## Requirement
Provide only the number of lines where "components" occurs.

--- Dataset excerpt ---

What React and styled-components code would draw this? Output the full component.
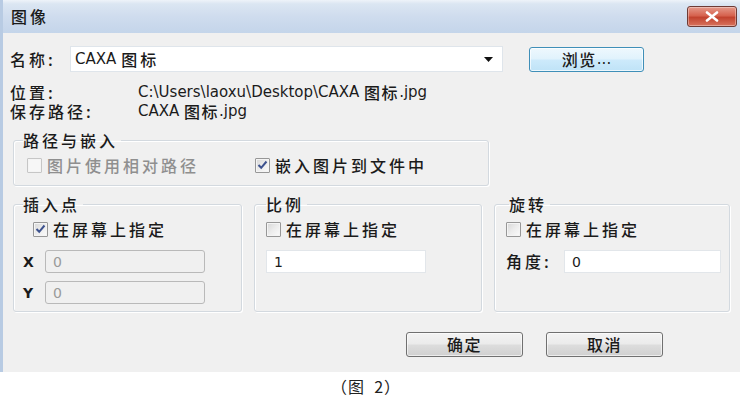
import React from "react";
import styled, { createGlobalStyle } from "styled-components";

const Global = createGlobalStyle`
  html, body { margin: 0; padding: 0; background: #ffffff; }
  body {
    font-family: "DejaVu Sans", "Noto Sans CJK SC", sans-serif;
    font-size: 15px;
    color: #1b1b1b;
  }
  * { box-sizing: border-box; }
`;

const Zh = styled.span`
  font-family: "Noto Sans CJK SC", sans-serif;
  font-size: 16px;
  line-height: 19px;
  letter-spacing: ${(p) => (p.$tight ? 1.5 : 3)}px;
  font-weight: 500;
`;

const Page = styled.div`
  width: 750px;
  height: 400px;
  background: #ffffff;
`;

const Dialog = styled.div`
  width: 740px;
  display: flex;
  flex-direction: column;
`;

const TitleBar = styled.div`
  height: 33px;
  display: flex;
  align-items: center;
  justify-content: space-between;
  padding: 0 3px 0 8px;
  background: linear-gradient(#eef3f9 0%, #dbe6f2 12%, #cfdcee 50%, #c4d5ea 100%);
  border-left: 3px solid #b8cbe3;
`;

const Title = styled(Zh)`
  color: #1a1a1a;
`;

const CloseButton = styled.div`
  width: 50px;
  height: 21px;
  border: 1px solid #6e3b35;
  border-radius: 3px;
  display: flex;
  align-items: center;
  justify-content: center;
  background: linear-gradient(#e59a8b 0%, #d6634f 45%, #c2432f 55%, #d8735e 100%);
  box-shadow: inset 0 0 0 1px rgba(255, 255, 255, 0.35);
`;

const Body = styled.div`
  background: #f0f0f0;
  border-left: 3px solid #b8cbe3;
  padding: 13px 9px 15px 7px;
  display: flex;
  flex-direction: column;
`;

const NameRow = styled.div`
  display: flex;
  align-items: center;
  height: 26px;
`;

const Label = styled.div`
  width: ${(p) => p.$w}px;
  flex: none;
  display: flex;
  align-items: center;
  color: #1b1b1b;
  font-weight: ${(p) => (p.$bold ? 700 : 400)};
  font-size: 14px;
`;

const Combo = styled.div`
  width: 433px;
  height: 26px;
  background: #ffffff;
  border: 1px solid #dfe5eb;
  display: flex;
  align-items: center;
  justify-content: space-between;
  padding: 0 9px 0 4px;
`;

const ComboText = styled.div`
  display: flex;
  align-items: center;
  gap: 5px;
  font-size: 15px;
`;

const BrowseButton = styled.div`
  margin-left: 26px;
  width: 115px;
  height: 25px;
  border: 1px solid #3f8fb8;
  border-radius: 3px;
  display: flex;
  align-items: center;
  justify-content: center;
  background: linear-gradient(#eef8fd 0%, #e0f2fc 48%, #cdeafb 52%, #bfe3f7 100%);
  box-shadow: inset 0 0 0 1px rgba(255, 255, 255, 0.7);
  font-size: 15px;
`;

const InfoBlock = styled.div`
  margin-top: 11px;
  display: flex;
  flex-direction: column;
`;

const InfoRow = styled.div`
  display: flex;
  align-items: center;
  height: 19px;
  line-height: 19px;
`;

const Value = styled.div`
  display: flex;
  align-items: center;
  font-size: 15px;
  white-space: pre;
`;

const Group = styled.fieldset`
  margin: 0;
  width: ${(p) => p.$w}px;
  padding: 5px 0 ${(p) => p.$pb}px ${(p) => p.$pl}px;
  border: 1px solid #d3d9df;
  border-radius: 3px;
  box-shadow: inset 1px 1px 0 #ffffff, 1px 1px 0 #ffffff;
  display: flex;
  flex-direction: column;
  min-width: 0;
`;

const Legend = styled.legend`
  padding: 0 3px 0 0;
  margin-left: ${(p) => p.$ml || 0}px;
  height: 19px;
  line-height: 19px;
  display: flex;
  align-items: center;
`;

const PathGroupWrap = styled.div`
  margin: 10px 0 0 3px;
  display: flex;
`;

const GroupsRow = styled.div`
  margin: 9px 0 0 3px;
  display: flex;
  align-items: stretch;
  gap: 12px;
`;

const CheckLine = styled.div`
  display: flex;
  align-items: center;
  height: 20px;
`;

const CheckItem = styled.div`
  display: flex;
  align-items: center;
  gap: 5px;
  height: 20px;
  width: ${(p) => (p.$w ? `${p.$w}px` : "auto")};
  margin-left: ${(p) => p.$ml || 0}px;
  color: ${(p) => (p.$disabled ? "#8f8f8f" : "#1b1b1b")};
`;

const Box = styled.div`
  width: 15px;
  height: 15px;
  flex: none;
  border: 1px solid ${(p) => (p.$disabled ? "#c6c6c6" : "#979797")};
  border-radius: 1px;
  background: ${(p) =>
    p.$disabled
      ? "#f7f7f7"
      : "linear-gradient(135deg, #d6d6d6 0%, #ececec 50%, #fbfbfb 100%)"};
  box-shadow: inset 0 0 0 1px #f4f4f4;
  display: flex;
  align-items: center;
  justify-content: center;
`;

const FieldRow = styled.div`
  display: flex;
  align-items: center;
  height: 23px;
  margin-top: ${(p) => p.$mt}px;
`;

const TextInput = styled.input`
  width: ${(p) => p.$w}px;
  height: 23px;
  padding: 0 0 0 7px;
  margin: 0;
  font-family: "DejaVu Sans", sans-serif;
  font-size: 14px;
  outline: none;
  color: ${(p) => (p.disabled ? "#9a9a9a" : "#1b1b1b")};
  background: ${(p) => (p.disabled ? "#f0f0f0" : "#ffffff")};
  border: 1px solid ${(p) => (p.disabled ? "#b9b9b9" : "#e2e6ea")};
  border-radius: ${(p) => (p.disabled ? 3 : 0)}px;
`;

const ButtonRow = styled.div`
  margin-top: 20px;
  display: flex;
  justify-content: flex-end;
  gap: 23px;
  padding-right: 68px;
`;

const Button = styled.div`
  width: 117px;
  height: 25px;
  border: 1px solid #707070;
  border-radius: 3px;
  display: flex;
  align-items: center;
  justify-content: center;
  background: linear-gradient(#f3f3f3 0%, #ebebeb 48%, #dddddd 52%, #d0d0d0 100%);
  box-shadow: inset 0 0 0 1px rgba(255, 255, 255, 0.6);
`;

const Caption = styled.div`
  width: 740px;
  height: 28px;
  display: flex;
  align-items: center;
  justify-content: center;
  padding-right: 8px;
  font-family: "Noto Sans CJK SC", sans-serif;
  font-size: 16px;
  color: #222;
  letter-spacing: 1px;
`;

const Check = () => (
  <svg width="11" height="10" viewBox="0 0 11 10">
    <path d="M1.5 5 L4.2 7.8 L9.5 1.5" fill="none" stroke="#3d528e" strokeWidth="2" />
  </svg>
);

const Checkbox = ({ checked, disabled, label, w, ml }) => (
  <CheckItem $disabled={disabled} $w={w} $ml={ml}>
    <Box $disabled={disabled}>{checked && <Check />}</Box>
    <Zh>{label}</Zh>
  </CheckItem>
);

export default function App() {
  return (
    <Page>
      <Global />
      <Dialog>
        <TitleBar>
          <Title>图像</Title>
          <CloseButton>
            <svg width="14" height="11" viewBox="0 0 14 11">
              <path d="M2 1.5 L12 9.5 M12 1.5 L2 9.5" stroke="#ffffff" strokeWidth="2.6" strokeLinecap="round" />
            </svg>
          </CloseButton>
        </TitleBar>
        <Body>
          <NameRow>
            <Label $w={60}>
              <Zh>名称:</Zh>
            </Label>
            <Combo>
              <ComboText>
                <span>CAXA</span>
                <Zh>图标</Zh>
              </ComboText>
              <svg width="9" height="5" viewBox="0 0 9 5">
                <path d="M0 0 L9 0 L4.5 5 Z" fill="#111" />
              </svg>
            </Combo>
            <BrowseButton>
              <Zh $tight>浏览</Zh>
              <span>...</span>
            </BrowseButton>
          </NameRow>

          <InfoBlock>
            <InfoRow>
              <Label $w={128}>
                <Zh>位置:</Zh>
              </Label>
              <Value>
                C:\Users\laoxu\Desktop\CAXA <Zh $tight>图标</Zh>.jpg
              </Value>
            </InfoRow>
            <InfoRow>
              <Label $w={128}>
                <Zh>保存路径:</Zh>
              </Label>
              <Value>
                CAXA <Zh $tight>图标</Zh>.jpg
              </Value>
            </InfoRow>
          </InfoBlock>

          <PathGroupWrap>
            <Group $w={476} $pl={13} $pb={10}>
              <Legend $ml={-4}>
                <Zh>路径与嵌入</Zh>
              </Legend>
              <CheckLine>
                <Checkbox disabled label="图片使用相对路径" w={228} />
                <Checkbox checked label="嵌入图片到文件中" />
              </CheckLine>
            </Group>
          </PathGroupWrap>

          <GroupsRow>
            <Group $w={229} $pl={9} $pb={7}>
              <Legend>
                <Zh>插入点</Zh>
              </Legend>
              <Checkbox checked label="在屏幕上指定" ml={10} />
              <FieldRow $mt={11}>
                <Label $w={22} $bold>X</Label>
                <TextInput $w={160} disabled readOnly value="0" />
              </FieldRow>
              <FieldRow $mt={8}>
                <Label $w={22} $bold>Y</Label>
                <TextInput $w={160} disabled readOnly value="0" />
              </FieldRow>
            </Group>
            <Group $w={228} $pl={11} $pb={7}>
              <Legend>
                <Zh>比例</Zh>
              </Legend>
              <Checkbox label="在屏幕上指定" />
              <FieldRow $mt={11}>
                <TextInput $w={160} readOnly value="1" />
              </FieldRow>
            </Group>
            <Group $w={236} $pl={11} $pb={7}>
              <Legend $ml={3}>
                <Zh>旋转</Zh>
              </Legend>
              <Checkbox label="在屏幕上指定" />
              <FieldRow $mt={11}>
                <Label $w={58}>
                  <Zh>角度:</Zh>
                </Label>
                <TextInput $w={157} readOnly value="0" />
              </FieldRow>
            </Group>
          </GroupsRow>

          <ButtonRow>
            <Button>
              <Zh $tight>确定</Zh>
            </Button>
            <Button>
              <Zh $tight>取消</Zh>
            </Button>
          </ButtonRow>
        </Body>
        <Caption>（图&nbsp;&nbsp;2）</Caption>
      </Dialog>
    </Page>
  );
}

---

## Answer to this problem
2